Take, for example, the Chief Economic Soviet (or Council). It is composed of representatives of industrial commissions, factory committees, and similar institutions. On the one hand, the industrial unions embrace all industrial activity, they have ramifications in the various towns and are maintained by the masses of the organised workers. On the other hand, there exists to-day in every factory a committee elected by the workers. The factory committees group themselves and send their representatives to the Chief Economic Soviet, which elaborates plans for economic changes and the administration of production. In the same way the central organism of administration is composed of representative workers, and rests upon the mass organisations of the working class.

Popular Initiative.

Thus we have an institution quite different from the capitalist republic.

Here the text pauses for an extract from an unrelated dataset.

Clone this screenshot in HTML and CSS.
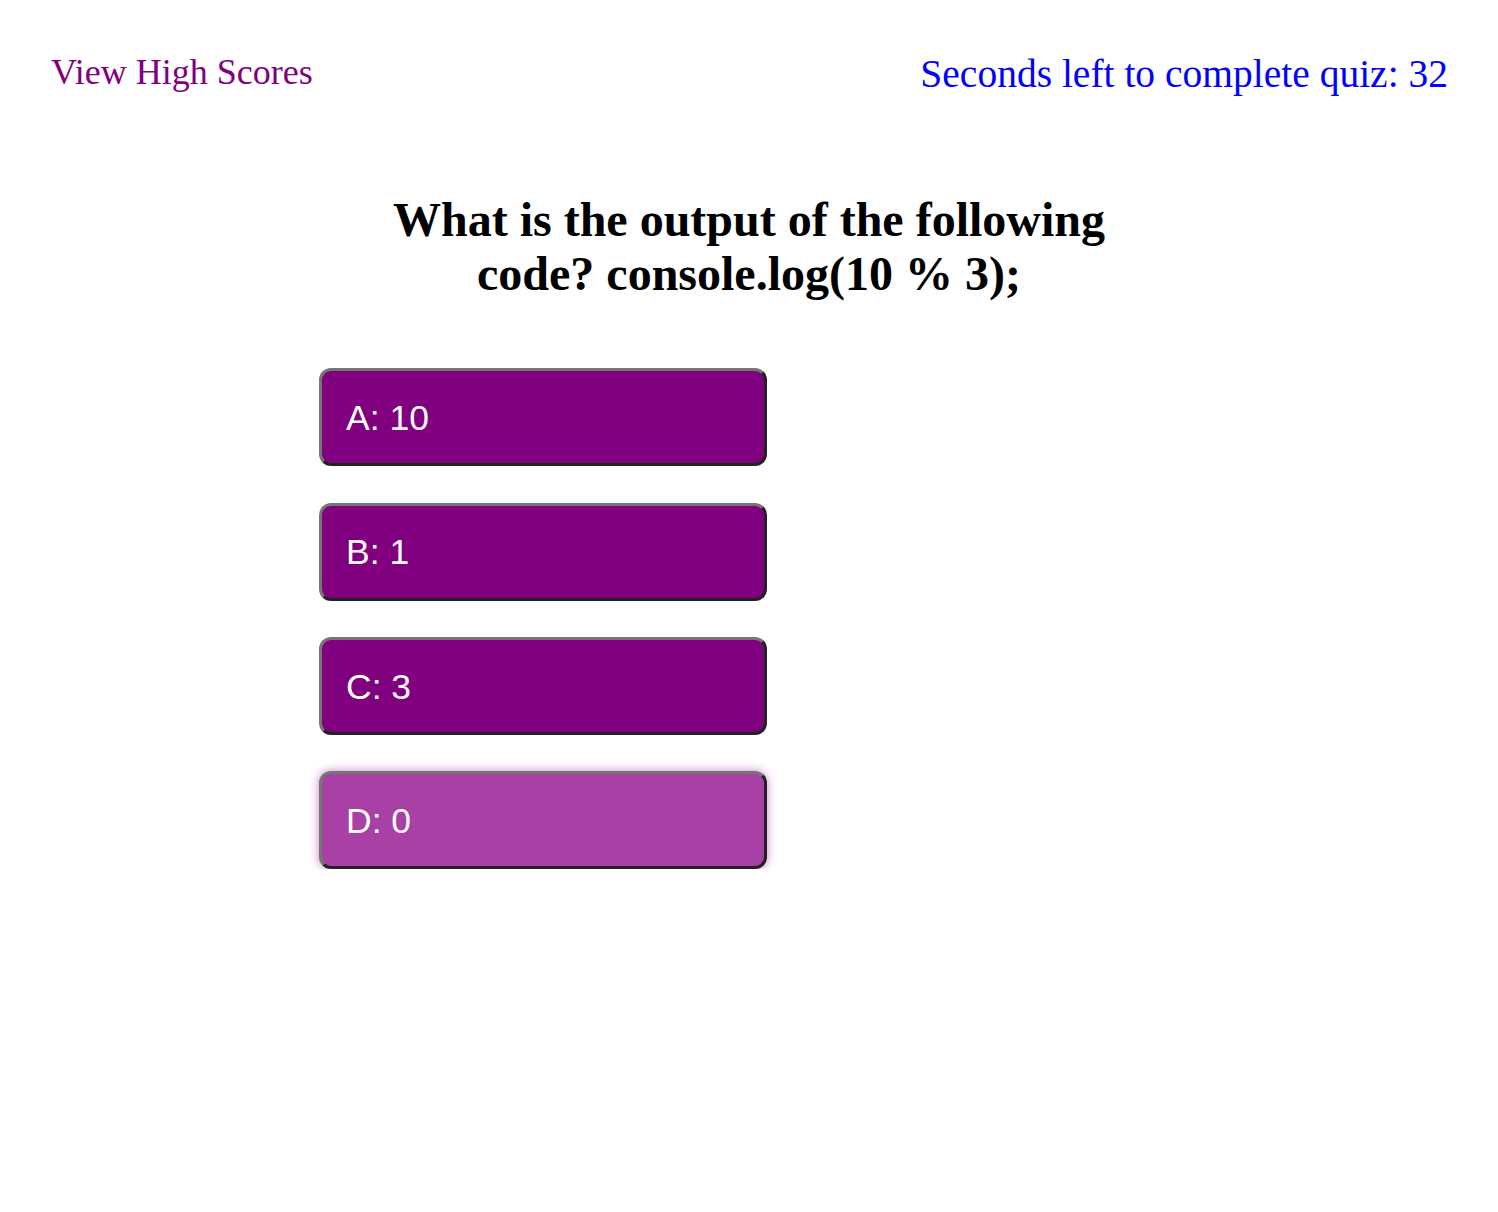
FILE: index.html
```html
<!DOCTYPE html>
<html>
<head>
<meta charset="utf-8">
<link rel="stylesheet" href="styles.css">
</head>
<body>
<header class="top-bar">
  <a class="high-scores" href="#">View High Scores</a>
  <div class="timer">Seconds left to complete quiz: 32</div>
</header>
<main class="quiz">
  <h1 class="question">What is the output of the following code? console.log(10 % 3);</h1>
  <div class="answers">
    <button class="answer">A: 10</button>
    <button class="answer">B: 1</button>
    <button class="answer">C: 3</button>
    <button class="answer answer-hover">D: 0</button>
  </div>
</main>
</body>
</html>
```
FILE: styles.css
```css
html, body {
  margin: 0;
  padding: 0;
  background: #ffffff;
  font-family: "Liberation Serif", "Times New Roman", serif;
}

.top-bar {
  display: flex;
  justify-content: space-between;
  align-items: flex-start;
  padding: 52px 50px 0 51px;
}

.high-scores {
  color: #800080;
  font-size: 36px;
  text-decoration: none;
  line-height: 1.15;
}

.timer {
  color: #0000ff;
  font-size: 39.5px;
  line-height: 1.15;
}

.quiz {
  display: flex;
  flex-direction: column;
}

.question {
  width: 750px;
  margin: 96px auto 0;
  text-align: center;
  font-size: 48px;
  font-weight: bold;
  line-height: 54px;
  color: #000;
}

.answers {
  display: flex;
  flex-direction: column;
  gap: 36.3px;
  margin: 67px 0 0 319px;
}

.answer {
  width: 448px;
  height: 98px;
  box-sizing: border-box;
  padding: 2px 24px 0;
  text-align: left;
  font-family: "Liberation Sans", Arial, sans-serif;
  font-size: 35.5px;
  color: #ffffff;
  background: #800080;
  border: 3px solid;
  border-color: #767676 #222222 #222222 #767676;
  border-radius: 12px;
  cursor: pointer;
}

.answer-hover {
  background: #a840a5;
  box-shadow: 0 0 10px rgba(160, 40, 160, 0.6);
}
```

Not only because the non-producer is deprived of the right to vote; not only because the country is administered by the workers and peasants, but above all because the Government of the Soviets is in constant relations with the organised masses, and in this way, at all times, the greater part of the population joins in the administration of the State. Every organised worker exercises an influence, not only because, once or twice a month, he elects to represent him men in whom he places confidence, but because the industrial unions can themselves elaborate their own plans of organisation. These plans are examined by the Soviets concerned, by the economic Soviets, and, if approved, they become law as soon as the Central Executive Committee of the Soviets has ratified them. An industrial union, or factory committee can in this way take part in the common work of building up new forms of life.

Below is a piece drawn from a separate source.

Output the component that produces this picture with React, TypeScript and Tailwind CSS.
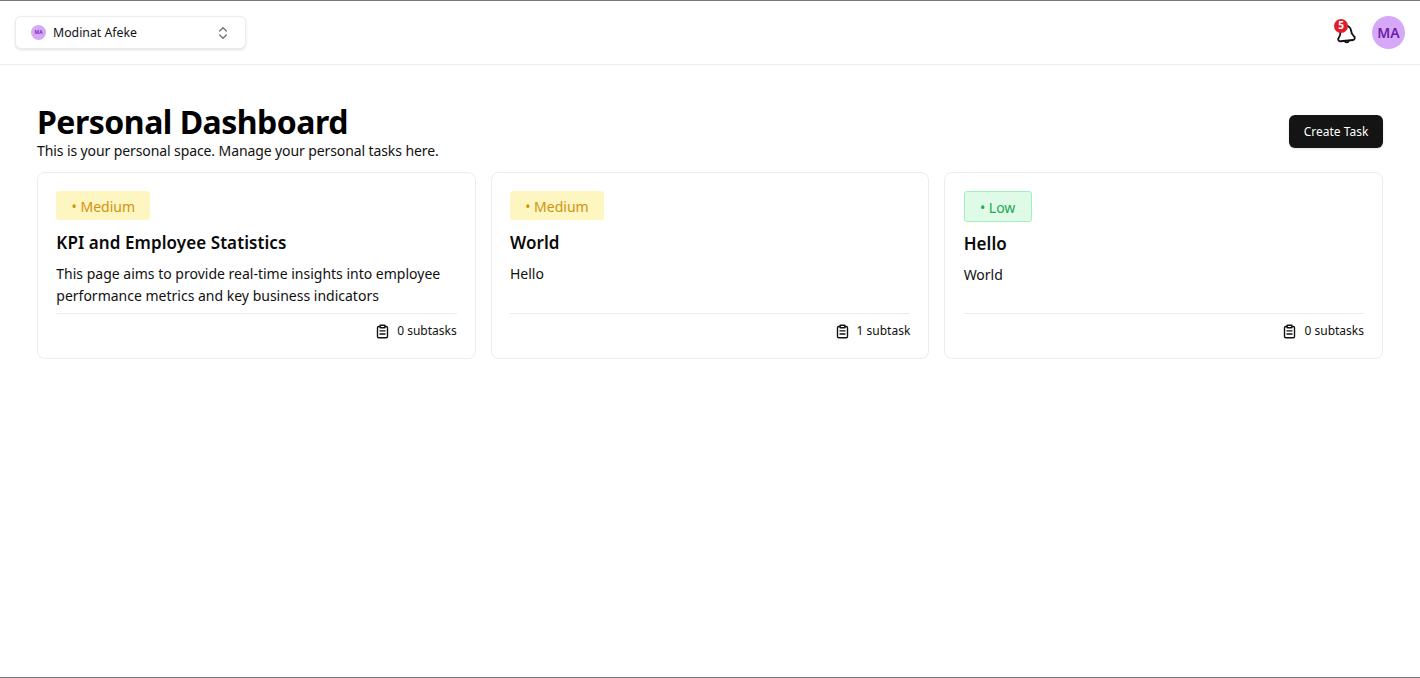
import React from "react";

function Clip() {
  return (
    <svg width="15" height="15" viewBox="0 0 24 24" fill="none" stroke="currentColor" strokeWidth="2.2" strokeLinecap="round" strokeLinejoin="round" className="shrink-0">
      <rect x="8" y="2" width="8" height="4" rx="1" />
      <path d="M16 4h2a2 2 0 0 1 2 2v14a2 2 0 0 1-2 2H6a2 2 0 0 1-2-2V6a2 2 0 0 1 2-2h2" />
      <path d="M8 11h8M8 16h8" />
    </svg>
  );
}

function Chevrons() {
  return (
    <svg width="16" height="16" viewBox="0 0 24 24" fill="none" stroke="#6b7280" strokeWidth="2" strokeLinecap="round" strokeLinejoin="round">
      <path d="m7 15 5 5 5-5" />
      <path d="m7 9 5-5 5 5" />
    </svg>
  );
}

function Bell() {
  return (
    <svg width="20" height="20" viewBox="0 0 24 24" fill="none" stroke="#111" strokeWidth="2.2" strokeLinecap="round" strokeLinejoin="round" className="-rotate-6 translate-x-[1px] translate-y-[1px]">
      <path d="M9.500 20.500a2.800 2.800 0 0 0 5 0" />
      <path d="M3 15.500A2.500 2.500 0 0 0 4.500 20h15a2.500 2.500 0 0 0 1.500-4.500C19.500 14 18.500 12 18.500 8.500A6.500 6.500 0 0 0 5.500 8.500C5.500 12 4.500 14 3 15.500" />
    </svg>
  );
}

type CardProps = {
  level: "Medium" | "Low";
  title: string;
  desc: React.ReactNode;
  count: string;
};

function Card({ level, title, desc, count }: CardProps) {
  return (
    <div className="flex flex-col rounded-lg border border-[#ececec] bg-white pl-[18.3px] pr-[18px] pt-[18px] pb-[18px]">
      {level === "Medium" ? (
        <span className="self-start flex h-[29px] w-[94px] items-center justify-center rounded-[3px] bg-[#fef6c0] pt-[1px] text-[14px] text-[#d1930f]">• Medium</span>
      ) : (
        <span className="self-start flex h-[31px] w-[68px] items-center justify-center rounded-[3px] border border-[#9bf3b9] bg-[#dffbe8] pt-[1px] text-[14px] text-[#22a853]">• Low</span>
      )}
      <h3 className={level === "Low" ? "mt-[9px] text-[17px] leading-[26px] font-semibold tracking-[0.08px] text-[#0a0a0a]" : "mt-[10px] text-[17px] leading-[26px] font-semibold tracking-[0.08px] text-[#0a0a0a]"}>{title}</h3>
      <p className="mt-[7px] h-[44px] text-[14px] leading-[22px] text-[#111]">{desc}</p>
      <div className="mt-auto border-t border-[#ececec] pt-[8px] flex items-center justify-end gap-[7px] text-[12px] leading-[18px] text-[#111]">
        <Clip />
        <span>{count}</span>
      </div>
    </div>
  );
}

export default function App() {
  return (
    <div className="h-[678px] flex flex-col bg-white border-t border-b border-[#77777c] text-black font-['Noto_Sans','Open_Sans',sans-serif]">
      <header className="h-[64px] shrink-0 flex items-center justify-between border-b border-[#ececec] pl-[15px] pr-[15px]">
        <div className="flex h-[33px] w-[231px] items-center justify-between rounded-md border border-[#ececec] bg-white pl-[15px] pr-[14px] shadow-sm">
          <div className="flex items-center gap-[7px]">
            <span className="flex h-[15px] w-[15px] items-center justify-center rounded-full bg-[#d8a8f8] text-[5px] font-semibold text-[#6b21a8]">MA</span>
            <span className="pt-[2px] text-[12.3px] text-[#111]">Modinat Afeke</span>
          </div>
          <Chevrons />
        </div>
        <div className="flex items-center gap-[15px]">
          <div className="relative flex h-[24px] w-[24px] items-center justify-center">
            <Bell />
            <span className="absolute -top-[2px] left-[1px] flex h-[14px] w-[14px] items-center justify-center rounded-full bg-[#dc1f2b] text-[10px] font-bold text-white">5</span>
          </div>
          <div className="flex h-[33px] w-[33px] items-center justify-center rounded-full bg-[#d8a8f8] text-[14px] font-semibold text-[#6b21a8]">MA</div>
        </div>
      </header>
      <main className="px-[37px]">
        <div className="flex items-end justify-between pt-[36px]">
          <div>
            <h1 className="text-[32px] leading-[42px] font-bold tracking-[-0.5px] text-black">Personal Dashboard</h1>
            <p className="text-[14px] leading-[16px] tracking-[-0.1px] text-[#111]">This is your personal space. Manage your personal tasks here.</p>
          </div>
          <button className="mb-[11px] h-[33px] w-[94px] rounded-md bg-[#141414] text-[12px] text-white shadow-sm">Create Task</button>
        </div>
        <div className="mt-[13px] grid h-[187px] grid-cols-3 gap-[15px]">
          <Card level="Medium" title="KPI and Employee Statistics" desc="This page aims to provide real-time insights into employee performance metrics and key business indicators" count="0 subtasks" />
          <Card level="Medium" title="World" desc="Hello" count="1 subtask" />
          <Card level="Low" title="Hello" desc="World" count="0 subtasks" />
        </div>
      </main>
    </div>
  );
}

The New Status of the Workers.

In the capitalist republic the position of the State improves as the activities of the masses are restricted, for the interests of the masses are in conflict with the capitalist State. The Soviet Republic, which embodies the dictatorship of the popular masses, could not subsist for a single instant without their support. On the contrary its strength grows as the masses become more conscious, and as they become more active in every direction: in the factory and the workshop, and in every town and village.

Before the October revolution the organisations of workers and peasants were simply the instruments of the class war against the ruling and possessing capitalists. The organisations fought capital for higher wages and shorter working days, and in the villages they fought for the expropriation of the land. Now that the power is in the hands of the workers and peasants, they have become the wheels of the governmental mechanism. The industrial unions are not merely fighting capitalism. As an organic and integral part of the Workers’ Soviet Government they join in the organisation of production and economic activity. In the same way, the village and peasant Soviets, not only wage war upon the village usurers, the capitalists, and the proprietors of the soil, but, as organs of government, as wheels in the mechanism of this giant, the workers and peasants’ State, they work to elaborate new agrarian laws.

The Victory of the Workers.

Thus, little by little, through the organisations of the workers and peasants, the most extensive sections of the active population are summoned to take part in the affairs of State. No other country offers anything to compare with this, because no other country has known the victory of the working class, the dictatorship of the proletariat, the Republic of the Soviets.

Much had already been written of the dictatorship of the proletariat, but no one knew exactly in what form it would be realised. The Russian Revolution shows us the precise form of that dictatorship. It is the Republic of the Soviets. This is why the arms of the Soviets are inscribed on the banners of the best ranks of the international proletariat.